A German scientist has been putting his funding to good use by placing a tank full of goldfish into a plane and then having the plane free fall to simulate zero gravity conditions in order to determine once and for all whether fish are susceptible to seasickness. A) They are. B) What the &%#@?
What is it with Germans and their experiments?
Dr. Reinhold Hilbig, a zoologist from Stutgart, tested 49 fish in the experiment. Eight of them, apparently, began turning in circles.
"The fish lost their orientation, they became completely confused and looked as if they were about to vomit. In the wild such a 'seasick' fish would become prey for others because they are incapable of fleeing from danger," Dr. Hilbig told the Telegraph.

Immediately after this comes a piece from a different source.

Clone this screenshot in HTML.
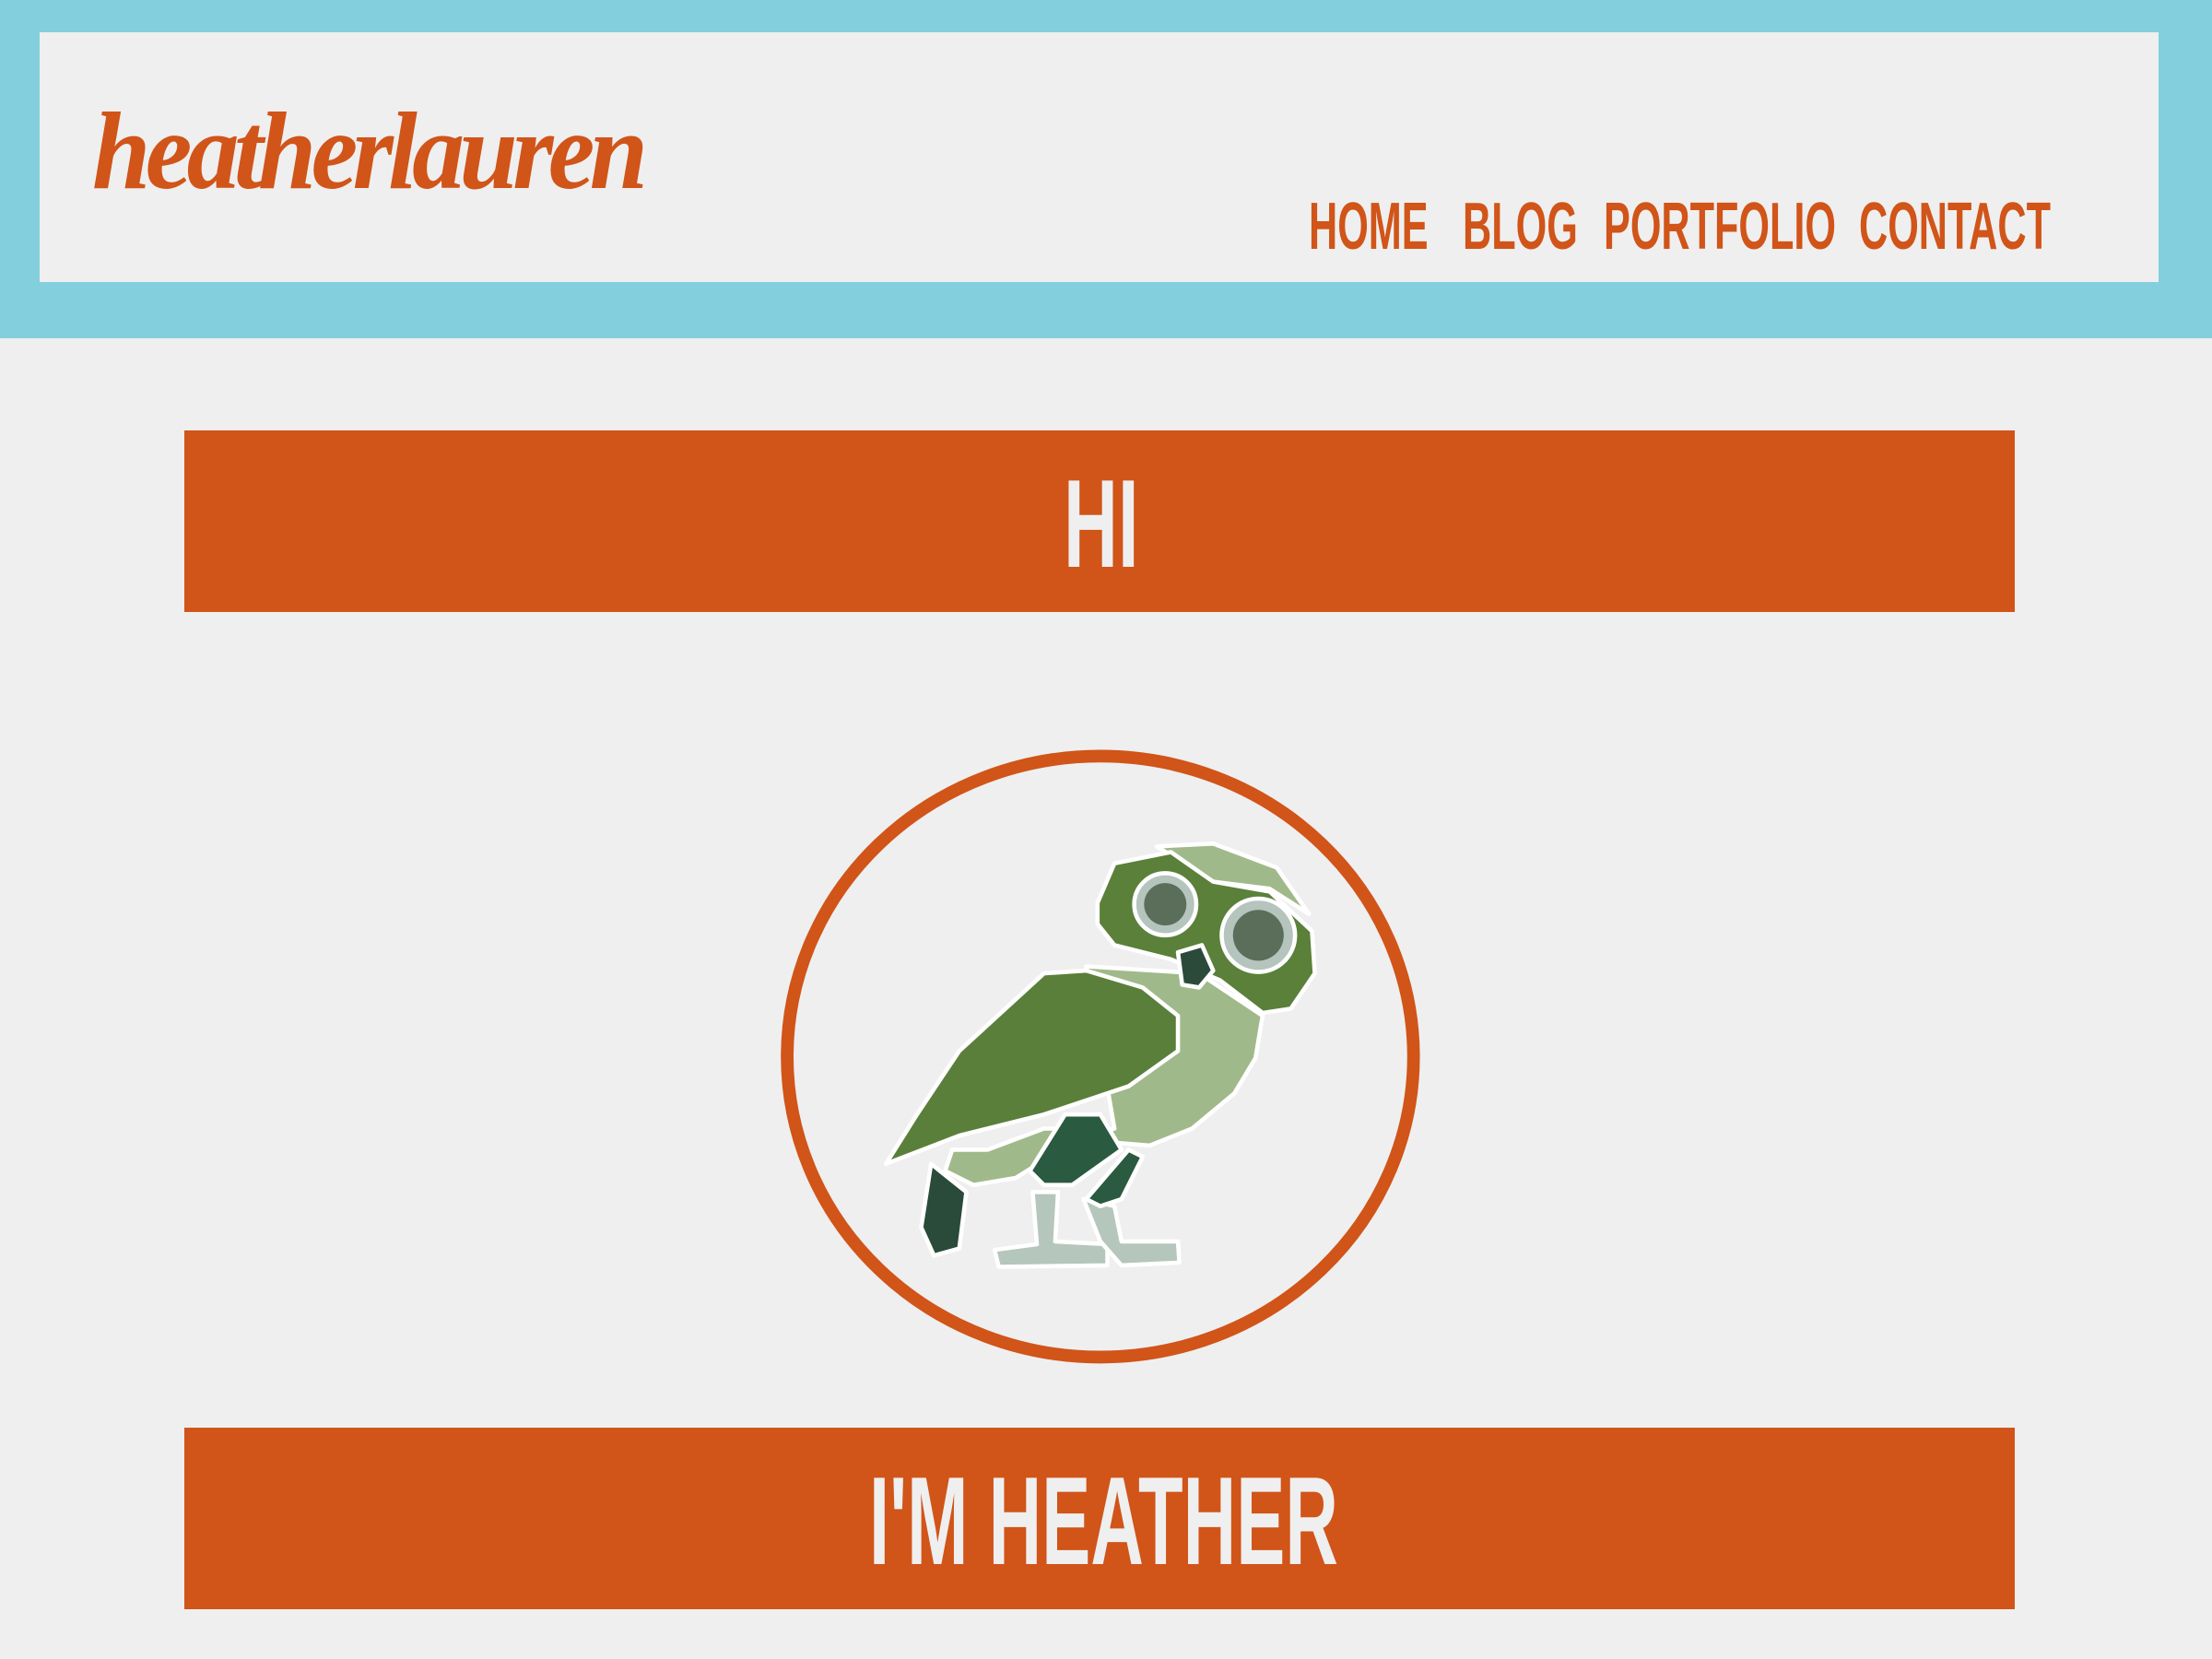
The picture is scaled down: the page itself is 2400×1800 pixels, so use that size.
<!DOCTYPE html>
<html><head><meta charset="utf-8"><style>
html,body{margin:0;padding:0;width:2400px;height:1800px;background:#efefef;overflow:hidden;position:relative}
.hdr{position:absolute;left:0;top:0;width:2400px;height:367px;background:#84cfde}
.inner{position:absolute;left:43px;top:35px;width:2299px;height:271px;background:#efefef}
.nav{position:absolute;top:206px;font:bold 72px "Liberation Sans Narrow","Liberation Sans",sans-serif;color:#d15419;transform-origin:0 0;transform:scaleX(0.6);white-space:nowrap;line-height:80px}
.bar{position:absolute;left:200px;width:1986px;height:197px;background:#d15419}
.big{position:absolute;font:bold 136px "Liberation Sans Narrow","Liberation Sans",sans-serif;color:#efefef;white-space:nowrap;line-height:140px;transform-origin:0 0}
.logo{position:absolute;left:100px;top:95px;font:italic bold 120px "Liberation Serif",serif;color:#d15419;letter-spacing:-6px;white-space:nowrap;transform-origin:0 0;transform:scaleX(0.95)}
</style></head><body>
<div class="hdr"><div class="inner"></div></div>
<div class="logo">heatherlauren</div>
<div class="nav" style="left:1420px">HOME</div>
<div class="nav" style="left:1587px">BLOG</div>
<div class="nav" style="left:1740px">PORTFOLIO</div>
<div class="nav" style="left:2017px">CONTACT</div>
<div class="bar" style="top:467px"></div>
<div class="big" style="left:1154px;top:498px;transform:scaleX(0.6)">HI</div>
<div class="bar" style="top:1549px"></div>
<div class="big" style="left:943px;top:1580px;transform:scaleX(0.586)">I'M HEATHER</div>
<svg style="position:absolute;left:0;top:0" width="2400" height="1800" viewBox="0 0 1568 1176">
<ellipse cx="780" cy="749" rx="222" ry="213" fill="none" stroke="#d15419" stroke-width="9"/>
<g stroke="#fff" stroke-width="3" stroke-linejoin="round">
<polygon fill="#a0b98a" points="770,685 850,690 895,720 890,750 875,775 845,800 815,812 790,810 765,800 740,800 700,815 675,815 670,830 690,840 720,835 760,810 790,800"/>
<polygon fill="#5a7f3a" points="628,825 650,790 680,745 740,690 770,688 810,700 835,720 835,745 800,770 740,790 680,805"/>
<polygon fill="#a0b98a" points="820,600 860,598 905,615 928,648 900,630 860,625"/>
<polygon fill="#5a803a" points="778,640 790,612 830,604 860,625 900,632 930,660 932,690 915,715 895,718 865,695 830,680 790,670 778,655"/>
<circle cx="826" cy="641" r="22" fill="#b5c4bd"/><circle cx="826" cy="641" r="15" fill="#5a6e5a" stroke="none"/>
<circle cx="892" cy="663" r="26" fill="#b5c4bd"/><circle cx="892" cy="663" r="18" fill="#5a6e5a" stroke="none"/>
<polygon fill="#2c4a3a" points="835,675 852,670 860,688 850,700 838,698"/>
<polygon fill="#2a4a3a" points="660,825 685,845 680,885 662,890 653,870"/>
<polygon fill="#b5c6bc" points="732,845 750,845 748,880 785,882 785,897 708,898 705,886 735,882"/>
<polygon fill="#b5c6bc" points="768,850 790,855 795,880 835,880 836,895 795,897 780,880"/>
<polygon fill="#2a5a40" points="730,830 755,790 780,790 795,815 760,840 740,840"/>
<polygon fill="#2a5a40" points="770,850 800,815 810,820 795,850 780,855"/>
</g>
</svg>
</body></html>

Ok, let's see if we have this straight. If you put a fish into a plane and send the plane into a free fall and that fish is in the 16.326% of fish that are susceptible to free fall-induced seasickness and then you release the fish-- looking like it's going to puke and swimming around in uncontrollable circles-- back into the wild, it may be in danger of being eaten by a predator?

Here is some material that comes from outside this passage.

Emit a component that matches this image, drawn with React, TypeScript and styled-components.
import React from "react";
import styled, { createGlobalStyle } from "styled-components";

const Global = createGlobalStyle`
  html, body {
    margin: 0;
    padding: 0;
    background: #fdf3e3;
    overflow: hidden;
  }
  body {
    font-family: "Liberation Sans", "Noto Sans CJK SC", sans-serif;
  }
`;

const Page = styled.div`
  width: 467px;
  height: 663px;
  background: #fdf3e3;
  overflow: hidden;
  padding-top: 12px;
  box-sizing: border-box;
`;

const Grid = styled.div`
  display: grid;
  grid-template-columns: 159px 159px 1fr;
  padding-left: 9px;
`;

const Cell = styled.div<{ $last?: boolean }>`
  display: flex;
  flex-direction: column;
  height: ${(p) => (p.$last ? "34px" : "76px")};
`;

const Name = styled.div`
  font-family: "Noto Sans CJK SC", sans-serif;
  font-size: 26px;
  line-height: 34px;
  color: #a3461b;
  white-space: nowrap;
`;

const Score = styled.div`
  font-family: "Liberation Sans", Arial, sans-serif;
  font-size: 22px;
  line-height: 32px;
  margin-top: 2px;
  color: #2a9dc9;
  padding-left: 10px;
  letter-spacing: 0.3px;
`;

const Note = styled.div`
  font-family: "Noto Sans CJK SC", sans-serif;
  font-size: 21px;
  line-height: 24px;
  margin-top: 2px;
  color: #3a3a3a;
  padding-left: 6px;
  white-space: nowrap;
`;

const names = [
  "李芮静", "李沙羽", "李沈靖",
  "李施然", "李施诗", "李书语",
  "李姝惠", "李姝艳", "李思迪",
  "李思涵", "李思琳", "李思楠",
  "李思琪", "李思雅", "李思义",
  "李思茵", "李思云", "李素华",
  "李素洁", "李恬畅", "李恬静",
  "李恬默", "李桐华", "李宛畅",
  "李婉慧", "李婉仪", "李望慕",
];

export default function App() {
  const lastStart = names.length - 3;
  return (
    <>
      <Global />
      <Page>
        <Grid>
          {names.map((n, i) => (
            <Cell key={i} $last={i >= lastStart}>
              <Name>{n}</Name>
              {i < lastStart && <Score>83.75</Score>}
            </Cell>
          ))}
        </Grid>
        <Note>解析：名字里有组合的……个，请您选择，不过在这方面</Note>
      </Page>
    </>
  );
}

The answer is yes. It's called science.
I love your comments. Made me burst out laughing.
So, some fish are susceptible to motion sickness, others not so much. If provided with a predator, I wonder how many generations it would take to produce a population of resistant fish?
That is so good to know. I can sleep well tonight knowing that fish get seasick. I want some money to study if cow tipping affects cows in any way.

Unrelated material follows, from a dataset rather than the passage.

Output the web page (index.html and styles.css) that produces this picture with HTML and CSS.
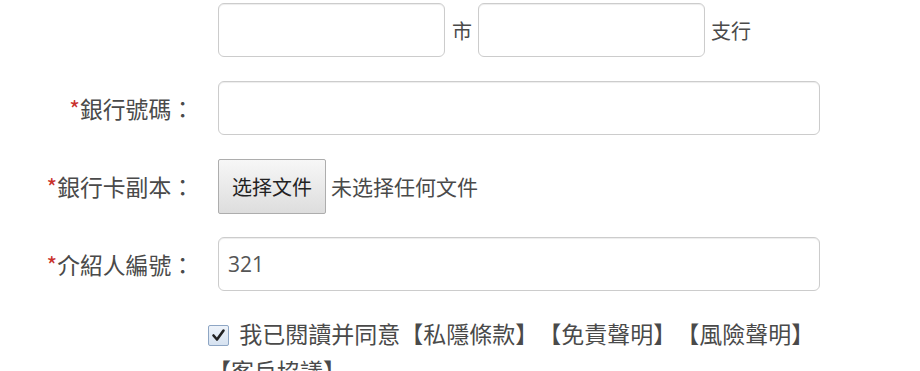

I've never seen a fish puke.
I vaguely recall reading something about tropical fish, being transported by ship, getting seasick.
I've performed experiments that prove they get airsick, too.
How can you tell a fish is about to vomit?
>> How can you tell a fish is about to vomit?
They lean over the edge of the bowl.
ooooh, do a cow tipping myth bust post!
Fish 1: "Dude, man, I'm gonna spew."
Fish 2: "If you're gonna spew, spew into this."
Next let's spend a lot of money to find out how drunk fish have to be before they'll spew on your shoes.
Or at at what point their blood alcohol level makes them unsafe drivers.
It's for science.
if gently grab them by the tail and then throw them like a throwing star, then pick them up from the other side of the room and do a free throw shot back into the bowl, they tend to be disoriented.